According to Will Dannefer, the name of the project in Jewell County was suggested by a remark made by Chief Engineer at the Bureau of Reclamation, Courtney T. Judah, while the pair were climbing the hills near Lovewell, scouting locations for a diversion channel and storage reservoir.

We were standing on the hill side overlooking the present reservoir area, and he said he would have to give it a name to identify it by.  I asked him what was usually the custom in selecting and identifying and he stated, it should be in honor of some pioneer of the area.  Immediately the exploits of Tom Lovewell came to mind.  I recited some of the work he had done in pioneering this area.  Mr. Judah said that would be fine but that he could not use the name without the consent of the person involved or some of his heirs.

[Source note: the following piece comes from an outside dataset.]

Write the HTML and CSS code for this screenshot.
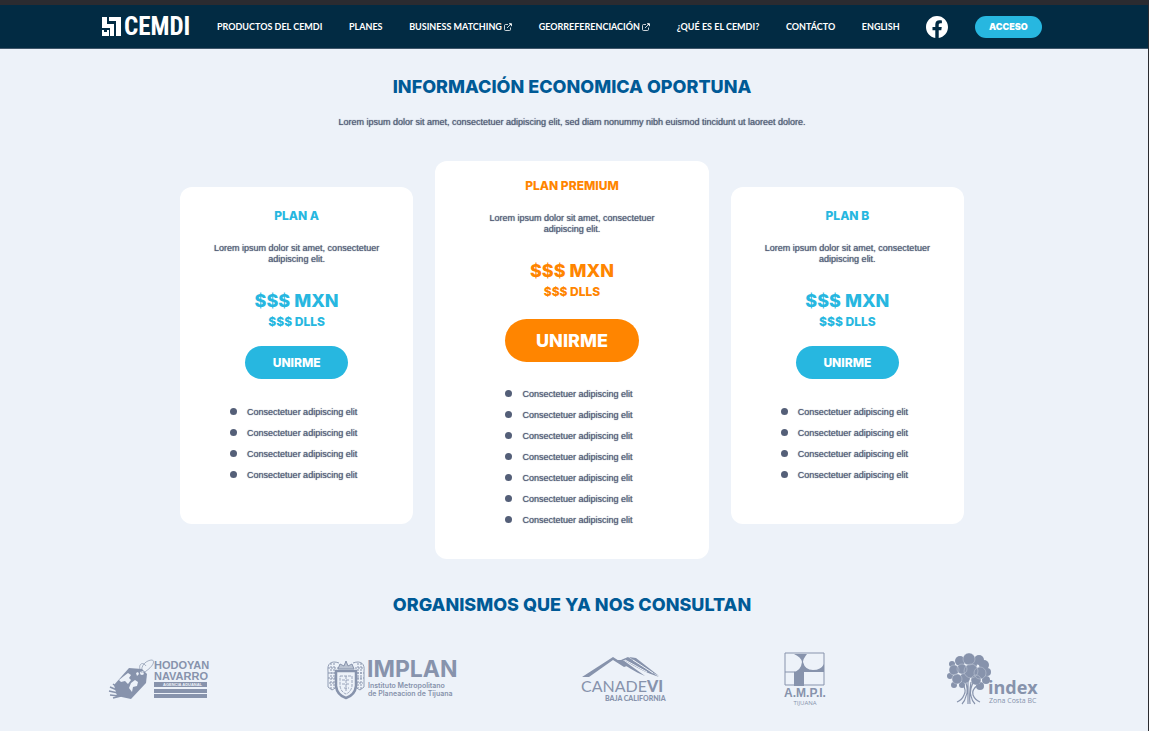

As Thomas Lovewell had passed away, I consulted his two sons, Grant and Steve Lovewell, and asked them if they were agreeable to the reservoir and dam named in honor of their father, they both gave their hearty approval...  Years later appropriations were made for the Lovewell Reservoir and Dam.

A memory in Dave Lovewell’s email may put a slightly different spin on the jaunt through the hills described by Dannefer.  "I think I know that I remember my grandfather telling about being with Dannefer and some other men on a tour of the valley in the 1920s looking for an ideal spot to promote as a site to build a dam.”  Dave’s grandfather was Stephen Lovewell, not only the son of pioneer Thomas Lovewell, but a former director of the Lovewell State Bank where Will Dannefer was cashier.  Dannefer was also one of the witnesses listed on Orel Jane Lovewell’s pension application in 1920, a document she probably signed at Dannefer’s bank.  Thomas Lovewell had only recently gone to his reward and Orel Jane was still living when Dannefer first envisioned his irrigation and flood control project.  It would have been odd if he had thought of some other pioneer to nominate for the honor.

The name “Lovewell Lake” did have its detractors.  When the Belleville Telescope conducted a poll to choose a name, “Lake of the White Rocks" submitted by Webber resident Mrs. O. W. Ross, or a variation of that name, racked up 150 votes.  “Lovewell Lake” received eight.  As time for the dedication of the dam approached, many people wondered what it would be called, as if the name already in use was merely a geographical description.  They had a surprise coming.

I’ve used quotation marks when presenting what seem to be Will Dannefer’s words from the manuscript on the building of Lovewell Reservoir, even though there are no quotation marks in the manuscript itself, which turns out to have been written by Mrs. Chet Poole, a.k.a. Orel Elizabeth Poole.  One paragraph in particular may embody Orel Poole’s final thoughts on the matter, especially in light of the Telescope campaign to come up with a more universally acceptable name.

It occurs to me that this will enlighten you as to the selection of the name Lovewell Reservoir and Dam.  It also occurs to me that since the name has been accepted and approved, was given the name for authorization and funds appropriated for the Reservoir and Dam of that name - the name cannot be changed without an act of Congress. 

With her paper “Lake Lovewell,” attributed largely to William Dannefer, Orel Poole may have been wiping her own fingerprints off the naming of Lovewell Lake as well as offering certain Telescope readers a final, “So there!"